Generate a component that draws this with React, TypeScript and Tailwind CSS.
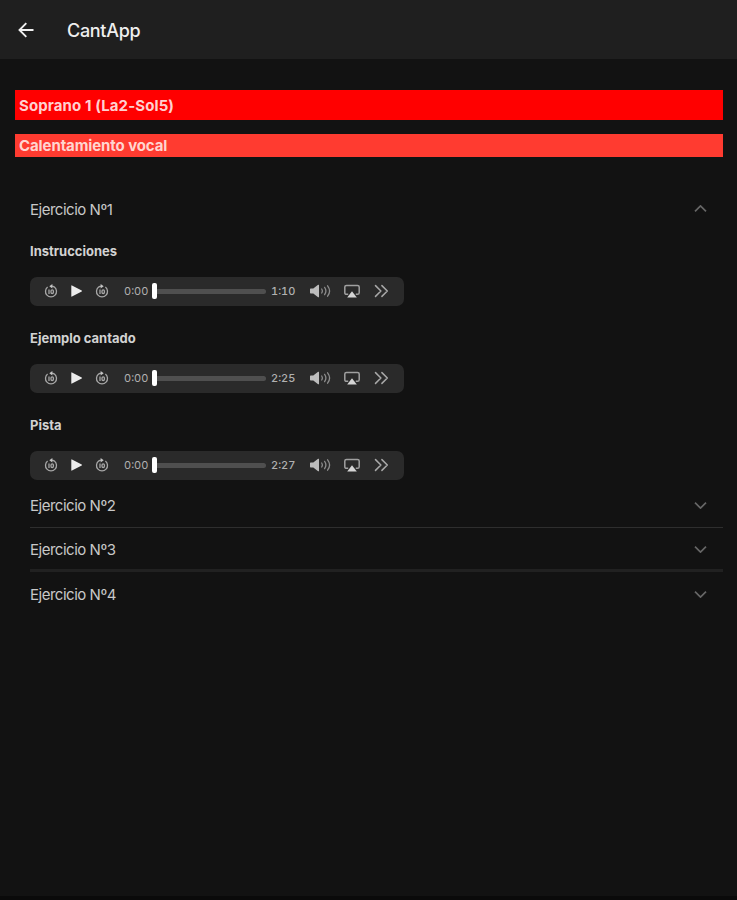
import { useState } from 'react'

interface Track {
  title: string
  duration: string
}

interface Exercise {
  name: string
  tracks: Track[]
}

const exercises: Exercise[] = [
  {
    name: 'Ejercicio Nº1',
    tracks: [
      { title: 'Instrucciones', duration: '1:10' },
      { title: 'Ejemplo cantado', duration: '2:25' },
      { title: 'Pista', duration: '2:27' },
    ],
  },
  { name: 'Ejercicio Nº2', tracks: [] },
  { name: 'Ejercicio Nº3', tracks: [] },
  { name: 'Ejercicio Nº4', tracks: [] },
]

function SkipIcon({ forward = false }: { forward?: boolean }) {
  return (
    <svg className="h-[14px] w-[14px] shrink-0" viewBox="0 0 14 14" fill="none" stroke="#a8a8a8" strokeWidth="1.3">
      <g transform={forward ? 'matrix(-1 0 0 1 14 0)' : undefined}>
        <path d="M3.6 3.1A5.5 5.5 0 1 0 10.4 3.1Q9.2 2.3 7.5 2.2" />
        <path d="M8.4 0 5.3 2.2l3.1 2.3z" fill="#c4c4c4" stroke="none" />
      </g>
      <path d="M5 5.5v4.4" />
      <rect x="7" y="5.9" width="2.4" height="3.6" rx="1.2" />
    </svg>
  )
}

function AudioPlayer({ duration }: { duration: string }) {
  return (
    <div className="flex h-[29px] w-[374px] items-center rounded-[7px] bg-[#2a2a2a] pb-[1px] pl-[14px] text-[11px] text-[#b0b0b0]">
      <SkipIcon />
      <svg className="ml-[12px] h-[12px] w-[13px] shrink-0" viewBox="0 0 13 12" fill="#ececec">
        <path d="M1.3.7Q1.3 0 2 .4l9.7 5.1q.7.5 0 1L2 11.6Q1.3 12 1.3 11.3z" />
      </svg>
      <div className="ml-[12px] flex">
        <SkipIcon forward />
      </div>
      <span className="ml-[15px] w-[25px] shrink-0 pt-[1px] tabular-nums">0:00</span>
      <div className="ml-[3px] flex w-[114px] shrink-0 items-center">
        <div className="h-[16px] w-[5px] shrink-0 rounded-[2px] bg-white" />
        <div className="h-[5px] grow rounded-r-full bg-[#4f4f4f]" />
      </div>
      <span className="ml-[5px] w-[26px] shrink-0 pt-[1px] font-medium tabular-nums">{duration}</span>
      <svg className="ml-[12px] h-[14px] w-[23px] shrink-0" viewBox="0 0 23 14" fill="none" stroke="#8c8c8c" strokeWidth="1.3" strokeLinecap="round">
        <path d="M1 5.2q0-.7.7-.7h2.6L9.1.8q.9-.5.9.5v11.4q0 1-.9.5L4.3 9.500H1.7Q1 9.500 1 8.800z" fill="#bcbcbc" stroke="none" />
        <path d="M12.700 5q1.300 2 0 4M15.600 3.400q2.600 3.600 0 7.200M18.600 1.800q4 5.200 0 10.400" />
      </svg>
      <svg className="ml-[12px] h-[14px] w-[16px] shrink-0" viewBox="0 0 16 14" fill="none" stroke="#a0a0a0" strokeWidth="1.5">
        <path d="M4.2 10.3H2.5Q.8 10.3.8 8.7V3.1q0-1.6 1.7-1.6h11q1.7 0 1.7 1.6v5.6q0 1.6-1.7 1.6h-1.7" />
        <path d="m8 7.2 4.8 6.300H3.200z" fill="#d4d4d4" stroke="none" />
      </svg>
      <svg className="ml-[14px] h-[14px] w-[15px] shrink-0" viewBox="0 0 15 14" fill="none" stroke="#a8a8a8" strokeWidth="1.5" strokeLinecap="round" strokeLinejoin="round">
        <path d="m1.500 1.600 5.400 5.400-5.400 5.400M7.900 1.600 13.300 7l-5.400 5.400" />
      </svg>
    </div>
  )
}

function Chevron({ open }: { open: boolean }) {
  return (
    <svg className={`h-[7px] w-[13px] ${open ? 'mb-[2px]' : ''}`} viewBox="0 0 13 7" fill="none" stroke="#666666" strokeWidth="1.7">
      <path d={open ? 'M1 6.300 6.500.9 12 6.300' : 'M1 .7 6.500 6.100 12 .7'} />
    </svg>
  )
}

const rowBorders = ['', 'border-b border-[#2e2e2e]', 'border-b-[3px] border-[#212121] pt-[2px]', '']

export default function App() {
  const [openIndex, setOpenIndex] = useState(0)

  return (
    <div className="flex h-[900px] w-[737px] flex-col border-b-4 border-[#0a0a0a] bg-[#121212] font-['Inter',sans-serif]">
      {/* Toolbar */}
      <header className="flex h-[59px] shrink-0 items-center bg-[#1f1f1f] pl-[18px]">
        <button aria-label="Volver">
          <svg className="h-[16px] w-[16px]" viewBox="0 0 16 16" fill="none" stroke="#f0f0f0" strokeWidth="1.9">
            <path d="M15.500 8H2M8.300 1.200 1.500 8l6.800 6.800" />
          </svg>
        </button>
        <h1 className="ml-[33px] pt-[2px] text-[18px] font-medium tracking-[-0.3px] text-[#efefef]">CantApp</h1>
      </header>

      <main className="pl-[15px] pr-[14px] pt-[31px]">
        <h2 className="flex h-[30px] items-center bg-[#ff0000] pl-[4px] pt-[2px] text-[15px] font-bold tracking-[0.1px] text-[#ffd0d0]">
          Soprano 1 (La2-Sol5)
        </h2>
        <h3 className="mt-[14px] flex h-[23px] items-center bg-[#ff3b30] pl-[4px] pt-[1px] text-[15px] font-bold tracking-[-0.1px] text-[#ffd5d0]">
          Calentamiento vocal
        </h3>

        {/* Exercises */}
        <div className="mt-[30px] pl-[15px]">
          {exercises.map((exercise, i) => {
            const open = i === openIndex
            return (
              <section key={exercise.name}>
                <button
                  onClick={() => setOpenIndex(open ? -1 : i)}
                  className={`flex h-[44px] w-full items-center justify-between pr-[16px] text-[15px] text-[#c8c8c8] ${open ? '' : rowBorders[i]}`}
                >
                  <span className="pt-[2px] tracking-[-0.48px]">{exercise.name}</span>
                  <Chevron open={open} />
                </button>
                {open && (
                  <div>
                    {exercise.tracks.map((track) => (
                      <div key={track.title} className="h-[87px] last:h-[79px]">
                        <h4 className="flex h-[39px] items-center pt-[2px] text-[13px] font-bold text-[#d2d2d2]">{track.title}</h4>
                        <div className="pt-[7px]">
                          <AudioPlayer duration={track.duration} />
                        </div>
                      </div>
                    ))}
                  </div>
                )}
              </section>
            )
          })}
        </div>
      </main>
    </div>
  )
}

▶ _WRITTEN REQUEST_
Restate the full listing verbatim and drop every picture.

▶ _FULL SOLUTION_
Generate a component that draws this with React, TypeScript and Tailwind CSS.
import { useState } from 'react'

interface Track {
  title: string
  duration: string
}

interface Exercise {
  name: string
  tracks: Track[]
}

const exercises: Exercise[] = [
  {
    name: 'Ejercicio Nº1',
    tracks: [
      { title: 'Instrucciones', duration: '1:10' },
      { title: 'Ejemplo cantado', duration: '2:25' },
      { title: 'Pista', duration: '2:27' },
    ],
  },
  { name: 'Ejercicio Nº2', tracks: [] },
  { name: 'Ejercicio Nº3', tracks: [] },
  { name: 'Ejercicio Nº4', tracks: [] },
]

function SkipIcon({ forward = false }: { forward?: boolean }) {
  return (
    <svg className="h-[14px] w-[14px] shrink-0" viewBox="0 0 14 14" fill="none" stroke="#a8a8a8" strokeWidth="1.3">
      <g transform={forward ? 'matrix(-1 0 0 1 14 0)' : undefined}>
        <path d="M3.6 3.1A5.5 5.5 0 1 0 10.4 3.1Q9.2 2.3 7.5 2.2" />
        <path d="M8.4 0 5.3 2.2l3.1 2.3z" fill="#c4c4c4" stroke="none" />
      </g>
      <path d="M5 5.5v4.4" />
      <rect x="7" y="5.9" width="2.4" height="3.6" rx="1.2" />
    </svg>
  )
}

function AudioPlayer({ duration }: { duration: string }) {
  return (
    <div className="flex h-[29px] w-[374px] items-center rounded-[7px] bg-[#2a2a2a] pb-[1px] pl-[14px] text-[11px] text-[#b0b0b0]">
      <SkipIcon />
      <svg className="ml-[12px] h-[12px] w-[13px] shrink-0" viewBox="0 0 13 12" fill="#ececec">
        <path d="M1.3.7Q1.3 0 2 .4l9.7 5.1q.7.5 0 1L2 11.6Q1.3 12 1.3 11.3z" />
      </svg>
      <div className="ml-[12px] flex">
        <SkipIcon forward />
      </div>
      <span className="ml-[15px] w-[25px] shrink-0 pt-[1px] tabular-nums">0:00</span>
      <div className="ml-[3px] flex w-[114px] shrink-0 items-center">
        <div className="h-[16px] w-[5px] shrink-0 rounded-[2px] bg-white" />
        <div className="h-[5px] grow rounded-r-full bg-[#4f4f4f]" />
      </div>
      <span className="ml-[5px] w-[26px] shrink-0 pt-[1px] font-medium tabular-nums">{duration}</span>
      <svg className="ml-[12px] h-[14px] w-[23px] shrink-0" viewBox="0 0 23 14" fill="none" stroke="#8c8c8c" strokeWidth="1.3" strokeLinecap="round">
        <path d="M1 5.2q0-.7.7-.7h2.6L9.1.8q.9-.5.9.5v11.4q0 1-.9.5L4.3 9.500H1.7Q1 9.500 1 8.800z" fill="#bcbcbc" stroke="none" />
        <path d="M12.700 5q1.300 2 0 4M15.600 3.400q2.600 3.600 0 7.200M18.600 1.800q4 5.200 0 10.400" />
      </svg>
      <svg className="ml-[12px] h-[14px] w-[16px] shrink-0" viewBox="0 0 16 14" fill="none" stroke="#a0a0a0" strokeWidth="1.5">
        <path d="M4.2 10.3H2.5Q.8 10.3.8 8.7V3.1q0-1.6 1.7-1.6h11q1.7 0 1.7 1.6v5.6q0 1.6-1.7 1.6h-1.7" />
        <path d="m8 7.2 4.8 6.300H3.200z" fill="#d4d4d4" stroke="none" />
      </svg>
      <svg className="ml-[14px] h-[14px] w-[15px] shrink-0" viewBox="0 0 15 14" fill="none" stroke="#a8a8a8" strokeWidth="1.5" strokeLinecap="round" strokeLinejoin="round">
        <path d="m1.500 1.600 5.400 5.400-5.400 5.400M7.900 1.600 13.300 7l-5.400 5.400" />
      </svg>
    </div>
  )
}

function Chevron({ open }: { open: boolean }) {
  return (
    <svg className={`h-[7px] w-[13px] ${open ? 'mb-[2px]' : ''}`} viewBox="0 0 13 7" fill="none" stroke="#666666" strokeWidth="1.7">
      <path d={open ? 'M1 6.300 6.500.9 12 6.300' : 'M1 .7 6.500 6.100 12 .7'} />
    </svg>
  )
}

const rowBorders = ['', 'border-b border-[#2e2e2e]', 'border-b-[3px] border-[#212121] pt-[2px]', '']

export default function App() {
  const [openIndex, setOpenIndex] = useState(0)

  return (
    <div className="flex h-[900px] w-[737px] flex-col border-b-4 border-[#0a0a0a] bg-[#121212] font-['Inter',sans-serif]">
      {/* Toolbar */}
      <header className="flex h-[59px] shrink-0 items-center bg-[#1f1f1f] pl-[18px]">
        <button aria-label="Volver">
          <svg className="h-[16px] w-[16px]" viewBox="0 0 16 16" fill="none" stroke="#f0f0f0" strokeWidth="1.9">
            <path d="M15.500 8H2M8.300 1.200 1.500 8l6.800 6.800" />
          </svg>
        </button>
        <h1 className="ml-[33px] pt-[2px] text-[18px] font-medium tracking-[-0.3px] text-[#efefef]">CantApp</h1>
      </header>

      <main className="pl-[15px] pr-[14px] pt-[31px]">
        <h2 className="flex h-[30px] items-center bg-[#ff0000] pl-[4px] pt-[2px] text-[15px] font-bold tracking-[0.1px] text-[#ffd0d0]">
          Soprano 1 (La2-Sol5)
        </h2>
        <h3 className="mt-[14px] flex h-[23px] items-center bg-[#ff3b30] pl-[4px] pt-[1px] text-[15px] font-bold tracking-[-0.1px] text-[#ffd5d0]">
          Calentamiento vocal
        </h3>

        {/* Exercises */}
        <div className="mt-[30px] pl-[15px]">
          {exercises.map((exercise, i) => {
            const open = i === openIndex
            return (
              <section key={exercise.name}>
                <button
                  onClick={() => setOpenIndex(open ? -1 : i)}
                  className={`flex h-[44px] w-full items-center justify-between pr-[16px] text-[15px] text-[#c8c8c8] ${open ? '' : rowBorders[i]}`}
                >
                  <span className="pt-[2px] tracking-[-0.48px]">{exercise.name}</span>
                  <Chevron open={open} />
                </button>
                {open && (
                  <div>
                    {exercise.tracks.map((track) => (
                      <div key={track.title} className="h-[87px] last:h-[79px]">
                        <h4 className="flex h-[39px] items-center pt-[2px] text-[13px] font-bold text-[#d2d2d2]">{track.title}</h4>
                        <div className="pt-[7px]">
                          <AudioPlayer duration={track.duration} />
                        </div>
                      </div>
                    ))}
                  </div>
                )}
              </section>
            )
          })}
        </div>
      </main>
    </div>
  )
}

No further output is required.